A: The only way we can see back to the time when these objects were forming is to look very far away. Hubble isn’t big enough or cold enough to see the faint heat signals of these objects that are so far away.

Q: Why do we want to see the first stars and galaxies forming?

The chemical elements of life were first produced in the first generation of stars after the Big Bang. We are here today because of them – and we want to better understand how that came to be! We have ideas, we have predictions, but we don’t know. One way or another the first stars must have influenced our own history, beginning with stirring up everything and producing the other chemical elements besides hydrogen and helium. So if we really want to know where our atoms came from, and how the little planet Earth came to be capable of supporting life, we need to measure what happened at the beginning.


Dr. John Mather is the Senior Project Scientist for the James Webb Space Telescope. Dr. Mather shares the 2006 Nobel Prize for Physics with George F. Smoot of the University of California for their work using the COBE satellite to measure the heat radiation from the Big Bang.

Edited to add: John wrote this excellent essay on misconceptions about the Big Bang, which nicely complements this piece. Read it on theedge.org.
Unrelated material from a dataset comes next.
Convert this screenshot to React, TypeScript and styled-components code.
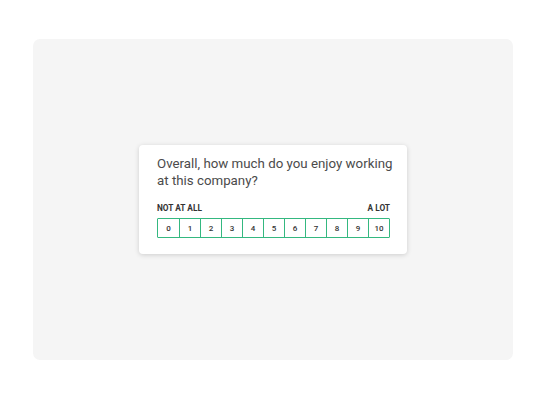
import React from 'react';
import styled, { createGlobalStyle } from 'styled-components';

const GlobalStyle = createGlobalStyle`
  html, body {
    margin: 0;
    padding: 0;
    background: #ffffff;
  }
  body {
    font-family: Roboto, "Liberation Sans", Arial, sans-serif;
  }
`;

const Page = styled.div`
  width: 546px;
  height: 400px;
  padding: 39px 33px 0;
  box-sizing: border-box;
`;

const Panel = styled.div`
  width: 480px;
  height: 321px;
  background: #f5f5f5;
  border-radius: 7px;
  display: flex;
  align-items: center;
  justify-content: center;
`;

const Card = styled.div`
  width: 268px;
  box-sizing: border-box;
  padding: 10px 17px 16px 18px;
  background: #ffffff;
  border-radius: 4px;
  box-shadow: 0 1px 5px rgba(0, 0, 0, 0.16);
`;

const Question = styled.p`
  margin: 0 -8px 0 0;
  font-size: 13.3px;
  line-height: 17px;
  font-weight: 400;
  color: #4b4b4b;
`;

const Labels = styled.div`
  display: flex;
  justify-content: space-between;
  margin-top: 14px;
  font-size: 8.3px;
  line-height: 10px;
  font-weight: 700;
  color: #333333;
  text-transform: uppercase;
`;

const Scale = styled.div`
  display: grid;
  grid-template-columns: repeat(11, 1fr);
  margin-top: 5px;
  border: 1px solid #34b880;
  border-radius: 1px;
`;

const Cell = styled.div<{ $first?: boolean }>`
  height: 18px;
  display: flex;
  align-items: center;
  justify-content: center;
  border-left: ${({ $first }) => ($first ? 'none' : '1px solid #34b880')};
  font-size: 8px;
  font-weight: 500;
  color: #333333;
`;

const App: React.FC = () => {
  const points = Array.from({ length: 11 }, (_, i) => i);
  return (
    <>
      <GlobalStyle />
      <Page>
        <Panel>
          <Card>
            <Question>
              Overall, how much do you enjoy working at this company?
            </Question>
            <Labels>
              <span>Not at all</span>
              <span>A lot</span>
            </Labels>
            <Scale>
              {points.map((p) => (
                <Cell key={p} $first={p === 0}>
                  {p}
                </Cell>
              ))}
            </Scale>
          </Card>
        </Panel>
      </Page>
    </>
  );
};

export default App;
The James Webb Space Telescope is the scientific successor to NASA’s Hubble Space Telescope. It will be the most powerful space telescope ever built. Webb will study many phases in the history of our universe, including the formation of solar systems capable of supporting life on planets similar to Earth, as well as the evolution of our own solar system. It’s targeted to launch from French Guiana aboard an Ariane 5 rocket in 2018. Webb is an international project led by NASA with its partners, ESA (European Space Agency) and the Canadian Space Agency.